Guild Wars 2 Interview: Reinventing Tyria
Can't get enough info on Guild Wars 2? Interested to learn more about the Sylvari, Norn, Asura, and Charr? Read this interview to find out all sorts of little details about your favorite race!
It seems like the folks at Guild Wars 2 have set a blistering pace for the release of game information over the past month. With the unveiling of the Elementalist and the corresponding gameplay associated with this epic spellcaster and beyond, we’ve learned more about the game than we had garnered throughout the past few years since the title’s unveiling. From skills to dynamic events to combat, we’re starting to really see what kind of systems we might expect in the game.
However, one of the areas that we’re still trying to learn more about is the actual world that exists in Guild Wars 2. We do know a few key facts regarding elder dragons and chronology, but the GW2 designers and storytellers have remained fairly hush-hush on everything regarding the newest race – the Sylvari – and some of the more in-depth, character-based interactions that players will be experiencing while playing their new avatars.
So while the ZAM team was in Seattle for the LOGIN 2010 conference, we took a trip out to the ArenaNet studios to find out exactly what’s going on in the latest iteration of Tyria. We definitely learned some new tidbits… so much that we had to split our interview into two different articles! We were lucky enough to sit down with the "lore gurus" Bobby Stein and Ree Soesbee, so they had plenty to say about the different ways they've gone about building their expanded world. Additionally, we’ll be releasing another interview on combat and gameplay soon, so stay tuned folks; we have a whole GW2 blowout on the way!
ZAM: A few months ago, you released the “Voices of Tyria” trailer that featured a host of relatively famous actors and actresses, but since then we haven’t really heard much about the voice over work. What can you tell us about the VO? What was your reasoning to go with voice overs rather than text?
Bobby Stein: When we started looking at how we were going to take Guild Wars into the future, there were a number of things we wanted to add or enhance within the game to give it that larger scale feeling. Things like voice over were a really big part of that effort, so we sat down and discussed, with a variety of members from the design and writing team, our wish lists regarding the VO work.

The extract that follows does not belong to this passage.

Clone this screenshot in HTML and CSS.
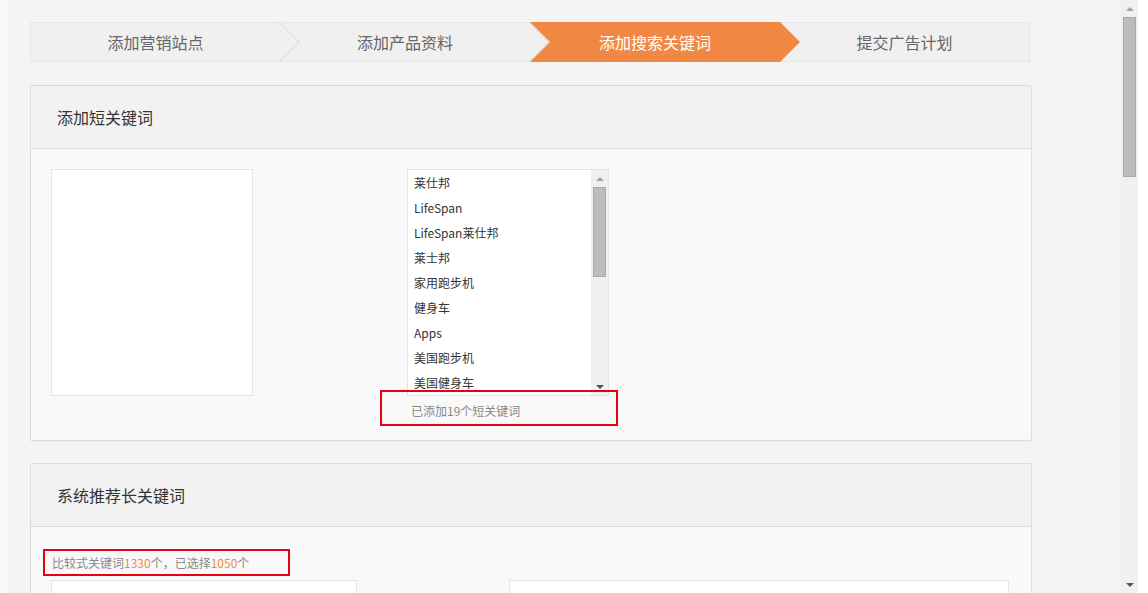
FILE: index.html
```html
<!DOCTYPE html>
<html lang="zh-CN">
<head>
<meta charset="utf-8">
<title>添加搜索关键词</title>
<link rel="stylesheet" href="styles.css">
</head>
<body>
<div class="page">
  <div class="steps">
    <div class="step first"><span class="step-text">添加营销站点</span></div>
    <div class="step"><span class="step-text">添加产品资料</span></div>
    <div class="step active"><span class="step-text">添加搜索关键词</span></div>
    <div class="step last"><span class="step-text">提交广告计划</span></div>
  </div>

  <div class="card">
    <div class="card-head">添加短关键词</div>
    <div class="card-body body-short">
      <div class="pick-row">
        <div class="box box-src"></div>
        <div class="list-col">
          <div class="listbox">
            <ul class="items">
              <li>莱仕邦</li>
              <li>LifeSpan</li>
              <li>LifeSpan莱仕邦</li>
              <li>莱士邦</li>
              <li>家用跑步机</li>
              <li>健身车</li>
              <li>Apps</li>
              <li>美国跑步机</li>
              <li>美国健身车</li>
            </ul>
            <div class="vscroll">
              <span class="arrow-cell"><span class="arrow up"></span></span>
              <span class="thumb thumb-list"></span>
              <span class="spacer"></span>
              <span class="arrow-cell"><span class="arrow down"></span></span>
            </div>
          </div>
          <div class="note"><span class="mark mark-a">已添加19个短关键词</span></div>
        </div>
      </div>
    </div>
  </div>

  <div class="card">
    <div class="card-head">系统推荐长关键词</div>
    <div class="card-body body-long">
      <div class="stat"><span class="mark mark-b">比较式关键词<em>1330</em>个，已选择<em>1050</em>个</span></div>
      <div class="long-row">
        <div class="box box-l"></div>
        <div class="box box-r"></div>
      </div>
    </div>
  </div>
</div>
<div class="scrollbar">
  <span class="arrow-cell"><span class="arrow up"></span></span>
  <span class="thumb thumb-page"></span>
  <span class="spacer"></span>
  <span class="arrow-cell"><span class="arrow down"></span></span>
</div>
<div class="edge"></div>
</body>
</html>
```

FILE: styles.css
```css
html {
  background: #f9f9f9;
}
body {
  margin: 0;
  padding-left: 8px;
  height: 593px;
  overflow: hidden;
  display: flex;
  font-family: "Noto Sans CJK SC", "Microsoft YaHei", sans-serif;
  background: #f9f9f9;
}
.page {
  flex: 1;
  min-width: 0;
  background: #f4f4f4;
  padding: 22px 0 0 22px;
  overflow: hidden;
}

/* steps */
.steps {
  width: 1000px;
  height: 40px;
  box-sizing: border-box;
  border: 1px solid #e6e6e6;
  background: #f0f0f0;
  display: flex;
  margin-bottom: 23px;
}
.step {
  position: relative;
  flex: 0 0 250px;
  line-height: 38px;
  text-align: center;
  font-size: 16px;
  color: #666;
}
.step.first {
  flex-basis: 249px;
}
.step.last {
  flex: 1;
}
.step-text {
  position: relative;
  z-index: 3;
}
.step::after {
  content: "";
  position: absolute;
  top: 50%;
  right: -14px;
  width: 28px;
  height: 28px;
  margin-top: -14px;
  box-sizing: border-box;
  border-top: 1px solid #dcdcdc;
  border-right: 1px solid #dcdcdc;
  transform: rotate(45deg);
  z-index: 1;
}
.step.last::after,
.step.active::after {
  display: none;
}
.step.active {
  color: #fff;
}
.step.active::before {
  content: "";
  position: absolute;
  top: -1px;
  bottom: -1px;
  left: 0;
  width: 270px;
  background: #f08843;
  clip-path: polygon(0 0, 250px 0, 270px 50%, 250px 100%, 0 100%, 20px 50%);
  z-index: 2;
}

/* cards */
.card {
  width: 1002px;
  box-sizing: border-box;
  border: 1px solid #dcdcdc;
  border-radius: 2px;
  background: #f9f9f9;
  margin-bottom: 22px;
  box-shadow: 0 1px 1px rgba(0, 0, 0, 0.03);
}
.card-head {
  height: 62px;
  line-height: 62px;
  padding-left: 26px;
  background: #f2f2f2;
  border-bottom: 1px solid #dcdcdc;
  font-size: 16px;
  color: #333;
}
.card-body {
  padding: 20px 20px 14px 20px;
}
.pick-row {
  display: flex;
  gap: 154px;
}
.box {
  background: #fff;
  border: 1px solid #e5e5e5;
  box-sizing: border-box;
}
.box-src {
  width: 202px;
  height: 227px;
}
.list-col {
  display: flex;
  flex-direction: column;
}
.listbox {
  display: flex;
  width: 202px;
  height: 227px;
  box-sizing: border-box;
  border: 1px solid #e3e3e3;
  background: #fff;
}
.items {
  flex: 1;
  margin: 0;
  padding: 0 0 0 6px;
  list-style: none;
  overflow: hidden;
  font-size: 12px;
  line-height: 25px;
  color: #333;
}
.items li {
  white-space: nowrap;
}

/* scrollbars */
.vscroll,
.scrollbar {
  width: 17px;
  background: #f0f0f0;
  display: flex;
  flex-direction: column;
  align-items: center;
  flex-shrink: 0;
}
.scrollbar {
  height: 593px;
}
.arrow-cell {
  height: 17px;
  width: 17px;
  display: flex;
  align-items: center;
  justify-content: center;
  flex-shrink: 0;
}
.arrow {
  width: 0;
  height: 0;
  border-left: 4px solid transparent;
  border-right: 4px solid transparent;
}
.arrow.up {
  border-bottom: 4px solid #a3a3a3;
}
.arrow.down {
  border-top: 4px solid #555;
}
.thumb {
  width: 13px;
  box-sizing: border-box;
  background: #bcbcbc;
  border: 1px solid #a9a9a9;
  flex-shrink: 0;
}
.thumb-list {
  height: 90px;
}
.thumb-page {
  height: 160px;
}
.spacer {
  flex: 1;
}
.edge {
  width: 10px;
  flex-shrink: 0;
  background: #fff;
}

/* notes with red annotation frames */
.note {
  padding-left: 4px;
  line-height: 30px;
  font-size: 12px;
  color: #888;
}
.mark {
  position: relative;
  display: inline-block;
}
.mark::after {
  content: "";
  position: absolute;
  border: 2px solid #e60012;
  pointer-events: none;
}
.mark-a::after {
  left: -31px;
  right: -98px;
  top: -6px;
  bottom: 0;
}
.body-long {
  padding: 26px 20px 0 20px;
}
.stat {
  padding-left: 1px;
  line-height: 20px;
  font-size: 12px;
  color: #888;
  margin-bottom: 7px;
}
.stat em {
  font-style: normal;
  color: #f08843;
}
.mark-b::after {
  left: -9px;
  right: -41px;
  top: -4px;
  bottom: -3px;
}
.long-row {
  display: flex;
  gap: 152px;
}
.box-l {
  width: 306px;
  height: 200px;
}
.box-r {
  width: 500px;
  height: 200px;
}
```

The original Guild Wars didn’t have a lot of voice over work in it, and it was pretty much relegated to cinematics. Without going into too much detail, Guild Wars 2 has significantly more voice content because we’ve learned that it’s much easier to tell a story and engage people when they’re listening and watching action unfold rather than reading a cluttered box.
Ree Soesbee: One of the things that seems to be distinguishing the big and successful games from the flash-in-the-pan games, is how a player operates in the world [the developer has created]. It’s how immersive a world is. Does the player really get into the world and feel like they can change what’s going on? Do they feel like the world around them is alive?
Voice is indescribably important in that. If you look at the top four or five games of the last year, most of them have had significant amounts of voice, and much more than most MMOs. [The Guild Wars 2 team] didn’t want to be the past… we wanted to be the future.
ZAM: So are you still using that cinematic style like you did in the original Guild Wars?
Soesbee: That’s a yes/no question. Are there cinematics for the purpose of storytelling? Yes.
Are they like Guild Wars 1? Not quite, no.
ZAM: It’s not a “pull you out of the situation” sort of cinematic style, like the first game?
Soesbee: Yeah, and that’s one of the areas where single player games really differentiate themselves from MMOs. You can reach a part in the game, pause the action, sit down and watch an interesting cinematic, and then move on with the story.
In an MMO, everyone else is standing around going “C’mon! C’mon! What are you doing?” Or one party member has seen a cinematic while the other hasn’t, and then you make the whole party wait.
We don’t think that’s fun, so we’ve done everything we can to give you the same amount of storytelling – the same amount of feeling that lets you know that your character is alive – without jerking you out and shoving you back into the story.